I cannot tell you how many different fact-finds I have seen in the last twenty years – and how rarely are they completed in full.

Monday, July 10th 2017, 9:24AM

by Russell Hutchinson

I sometimes wonder how much effort has been put into a document which is so often greeted with a groan by those that should use it, both adviser and client alike. The unseen author seemingly looms like a shadow.

One adviser said that between fact-find, needs analysis and recommendation, in one particularly onerous approach, they could spend 15 to 20 hours. There was a lot of maths. Every adviser and client that went through the process deserved a medal, in my opinion. This is like the budgeting tools which require you to record every receipt and spend an hour every evening entering the data into your computer. It was really great – for a very small number of people. Sometimes one has to do all that detail, sometimes that would not even be enough. But if advice is to be affordable for the customer and profitable for the adviser then as a rule, it should be a lot shorter.

Of course, I have seen some good ones, and some very diligent advisers and clients that use them. They tend to be the shorter ones, and are deliberately focused around the financial information that they collect.
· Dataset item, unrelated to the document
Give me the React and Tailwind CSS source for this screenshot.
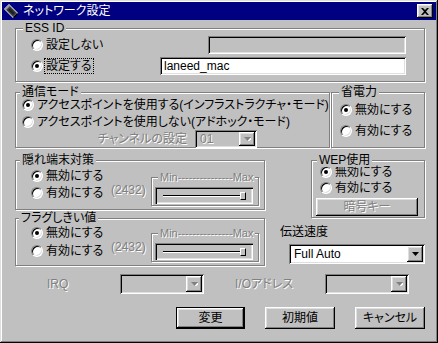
import React from "react";

const raised =
  "shadow-[inset_-1px_-1px_#000,inset_1px_1px_#fff,inset_-2px_-2px_#808080,inset_2px_2px_#dfdfdf]";
const sunken =
  "shadow-[inset_1px_1px_#808080,inset_-1px_-1px_#fff,inset_2px_2px_#000,inset_-2px_-2px_#dfdfdf]";
const dim = "text-[#808080] [text-shadow:1px_1px_0_#fff]";

function Group({ title, titleClass, className, children }) {
  return (
    <div
      className={`relative border border-[#808080] shadow-[inset_1px_1px_#fff,1px_1px_#fff] ${className}`}
    >
      <span
        className={`absolute top-[-8px] bg-[#c0c0c0] px-[2px] leading-[14px] whitespace-nowrap ${titleClass}`}
      >
        {title}
      </span>
      {children}
    </div>
  );
}

function Radio({ checked, focus, label }) {
  return (
    <label className="flex items-center whitespace-nowrap">
      <span className="w-[12px] h-[12px] shrink-0 rounded-full bg-white border border-t-[#808080] border-l-[#808080] border-r-white border-b-white shadow-[inset_1px_1px_#000,inset_-1px_-1px_#dfdfdf] flex items-center justify-center">
        {checked && <span className="w-[4px] h-[4px] rounded-full bg-black" />}
      </span>
      <span
        className={`ml-[1px] px-[1px] leading-[14px] border ${
          focus ? "border-dotted border-black" : "border-transparent"
        }`}
      >
        {label}
      </span>
    </label>
  );
}

function Arrow({ disabled }) {
  return (
    <svg width="7" height="4" viewBox="0 0 7 4">
      {disabled && <path d="M1 1h7l-3.5 4z" fill="#fff" />}
      <path d="M0 0h7l-3.5 4z" fill={disabled ? "#808080" : "#000"} />
    </svg>
  );
}

function Combo({ value, disabled, className }) {
  return (
    <div
      className={`flex items-stretch p-[2px] ${sunken} ${
        disabled ? "bg-[#c0c0c0]" : "bg-white"
      } ${className}`}
    >
      <span
        className={`flex-1 pl-[3px] flex items-center leading-[14px] ${
          disabled ? dim : "text-black"
        }`}
      >
        {value}
      </span>
      <span className={`w-[16px] bg-[#c0c0c0] ${raised} flex items-center justify-center`}>
        <Arrow disabled={disabled} />
      </span>
    </div>
  );
}

function Field({ value, disabled, className }) {
  return (
    <div
      className={`flex items-center pl-[4px] ${sunken} ${
        disabled ? "bg-[#c0c0c0]" : "bg-white"
      } ${className}`}
    >
      <span className="leading-[14px]">{value}</span>
    </div>
  );
}

function Button({ children, isDefault, disabled, className }) {
  const inner = (
    <div
      className={`h-full w-full flex items-center justify-center bg-[#c0c0c0] ${raised} ${
        disabled ? dim : "text-black"
      }`}
    >
      <span className="leading-[14px]">{children}</span>
    </div>
  );
  if (isDefault) {
    return <div className={`border border-black ${className}`}>{inner}</div>;
  }
  return <div className={className}>{inner}</div>;
}

function Slider({ className }) {
  return (
    <div
      className={`relative w-[108px] h-[29px] border border-[#808080] shadow-[inset_1px_1px_#fff,1px_1px_#fff] ${className}`}
    >
      <span
        className={`absolute top-[-8px] left-[6px] bg-[#c0c0c0] px-[2px] text-[11px] leading-[14px] whitespace-nowrap ${dim}`}
      >
        Min---------------Max
      </span>
      <div className="ml-[3px] mt-[9px] w-[98px] h-[17px] flex items-center pl-[8px] pr-[7px] bg-[#c0c0c0] shadow-[inset_1px_1px_#808080,inset_2px_2px_#000,inset_-1px_-1px_#fff,inset_-2px_-2px_#dfdfdf]">
        <div className="flex-1 h-[2px] border-t border-black border-b border-b-white" />
        <div className="w-[6px] h-[8px] bg-[#c0c0c0] border border-t-white border-l-white border-r-black border-b-black" />
      </div>
    </div>
  );
}

function CardIcon() {
  return (
    <svg width="16" height="16" viewBox="0 0 16 16">
      <path d="M1 6 L6 1 L15 10 L10 15 Z" fill="#fff" />
      <path d="M2 6 L6 2 L14 10 L10 14 Z" fill="#404040" />
      <path d="M2 6 L6 2 L7 3 L3 7 Z" fill="#a0a0a0" />
      <path d="M5 7 L7 5 L12 10 L10 12 Z" fill="#202020" />
      <path d="M10 14 L14 10 L15 11 L11 15 Z" fill="#000" />
    </svg>
  );
}

export default function App() {
  return (
    <div
      className={`w-[438px] h-[343px] bg-[#c0c0c0] p-[2px] text-[12px] text-black font-['Liberation_Sans','Noto_Sans_CJK_JP',sans-serif] [font-feature-settings:'palt'] shadow-[inset_-1px_-1px_#000,inset_1px_1px_#dfdfdf,inset_-2px_-2px_#808080,inset_2px_2px_#fff] flex flex-col`}
    >
      {/* title bar */}
      <div className="h-[18px] bg-[#000080] flex items-center pl-[1px] pr-[3px]">
        <CardIcon />
        <span className="ml-[4px] text-white leading-[14px]">ネットワーク設定</span>
        <div className={`ml-auto w-[16px] h-[14px] bg-[#c0c0c0] ${raised} flex items-center justify-center`}>
          <svg width="8" height="7" viewBox="0 0 8 7">
            <path d="M0 0h2l2 2 2-2h2L5 3.5 8 7H6L4 5 2 7H0l3-3.5z" fill="#000" />
          </svg>
        </div>
      </div>

      <div className="flex flex-col pl-[13px] pr-[11px]">
        {/* ESS ID */}
        <Group
          title="ESS ID"
          titleClass="left-[7px]"
          className="mt-[8px] h-[54px] pt-[7px] pl-[15px] pr-[18px] flex flex-col gap-[3px]"
        >
          <div className="flex h-[18px] items-center justify-between">
            <Radio label="設定しない" />
            <Field disabled className="w-[198px] h-[18px]" />
          </div>
          <div className="flex h-[18px] items-center justify-between">
            <Radio checked focus label="設定する" />
            <Field value="laneed_mac" className="w-[246px] h-[18px]" />
          </div>
        </Group>

        {/* mode + power */}
        <div className="flex justify-between mt-[10px]">
          <Group
            title="通信モード"
            titleClass="left-[4px]"
            className="w-[315px] h-[56px] pt-[3px] pl-[6px]"
          >
            <div className="h-[17px] flex items-center">
              <Radio checked label="アクセスポイントを使用する(インフラストラクチャ・モード)" />
            </div>
            <div className="h-[17px] flex items-center">
              <Radio label="アクセスポイントを使用しない(アドホック・モード)" />
            </div>
            <div className="h-[18px] flex items-center">
              <span className={`w-[173px] pr-[8px] text-right leading-[14px] ${dim}`}>
                チャンネルの設定
              </span>
              <Combo disabled value="01" className="w-[62px] h-[18px]" />
            </div>
          </Group>
          <Group
            title="省電力"
            titleClass="left-[7px]"
            className="w-[94px] h-[56px] pt-[6px] pl-[8px]"
          >
            <div className="h-[21px] flex items-center">
              <Radio checked label="無効にする" />
            </div>
            <div className="h-[21px] flex items-center">
              <Radio label="有効にする" />
            </div>
          </Group>
        </div>

        {/* middle rows */}
        <div className="flex mt-[12px]">
          <div className="w-[250px] flex flex-col">
            <Group
              title="隠れ端末対策"
              titleClass="left-[4px]"
              className="h-[50px] pt-[6px] pl-[15px] flex"
            >
              <div className="w-[80px] flex flex-col">
                <div className="h-[17px] flex items-center">
                  <Radio checked label="無効にする" />
                </div>
                <div className="h-[17px] flex items-center">
                  <Radio label="有効にする" />
                </div>
              </div>
              <span className={`w-[40px] mt-[16px] h-[14px] leading-[14px] ${dim}`}>(2432)</span>
              <Slider className="mt-[10px] self-start" />
            </Group>
            <Group
              title="フラグしきい値"
              titleClass="left-[3px]"
              className="h-[48px] mt-[8px] pt-[5px] pl-[15px] flex"
            >
              <div className="w-[80px] flex flex-col">
                <div className="h-[18px] flex items-center">
                  <Radio checked label="無効にする" />
                </div>
                <div className="h-[18px] flex items-center">
                  <Radio label="有効にする" />
                </div>
              </div>
              <span className={`w-[40px] mt-[16px] h-[14px] leading-[14px] ${dim}`}>(2432)</span>
              <Slider className="mt-[9px] self-start" />
            </Group>
          </div>
          <div className="flex-1 flex flex-col items-end">
            <Group
              title="WEP使用"
              titleClass="left-[5px]"
              className="w-[114px] h-[58px] pt-[3px] pl-[4px]"
            >
              <div className="h-[16px] flex items-center ml-[4px]">
                <Radio checked label="無効にする" />
              </div>
              <div className="h-[16px] flex items-center ml-[4px]">
                <Radio label="有効にする" />
              </div>
              <Button disabled className="mt-[2px] w-[102px] h-[18px]">
                暗号キー
              </Button>
            </Group>
            <span className="self-start ml-[15px] mt-[7px] leading-[14px]">伝送速度</span>
            <Combo value="Full Auto" className="w-[136px] h-[20px] mt-[5px]" />
          </div>
        </div>

        {/* IRQ / IO */}
        <div className="flex items-center mt-[8px] h-[20px]">
          <span className={`ml-[32px] w-[73px] leading-[14px] ${dim}`}>IRQ</span>
          <Combo disabled className="w-[84px] h-[20px]" />
          <span className={`ml-[31px] w-[90px] leading-[14px] ${dim}`}>I/Oアドレス</span>
          <Combo disabled className="w-[84px] h-[20px]" />
        </div>

        {/* buttons */}
        <div className="flex justify-end gap-[20px] mt-[13px]">
          <Button isDefault className="w-[69px] h-[22px]">
            変更
          </Button>
          <Button className="w-[70px] h-[22px]">初期値</Button>
          <Button className="w-[70px] h-[22px]">キャンセル</Button>
        </div>
      </div>
    </div>
  );
}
One way to speed up the process is to match patterns – or size up the general scope before applying some specific tweaks to get the process exactly right. In an ideal world, we might all buy made-to-measure suits, all the time. In this imperfect world, most people buy off the peg and get small alterations done to get the fit right.

Pattern matching happens everywhere. Is it still personalised advice? It can be every bit as good, and better for not taking hours, days or weeks.

Matching patterns isn’t a short-hand for prejudice, where you make assumptions and impose them on the client. The client can make the choice collaboratively with you – choosing the starting point for an engagement by selecting from common sets of objectives could be a good start: I’m in business, we’ve just bought a house, we’ve just had a promotion, we’re thinking about starting a family. All conjure up a set of ideas and a different approach to the meeting. That’s the benefit of spending a bit more time on scope. Conversion falls when you’re too ‘fast to the form’ – when that phrase was coined, they meant the application form, but I think it applies to the very closed questions common to most fact-finds as well.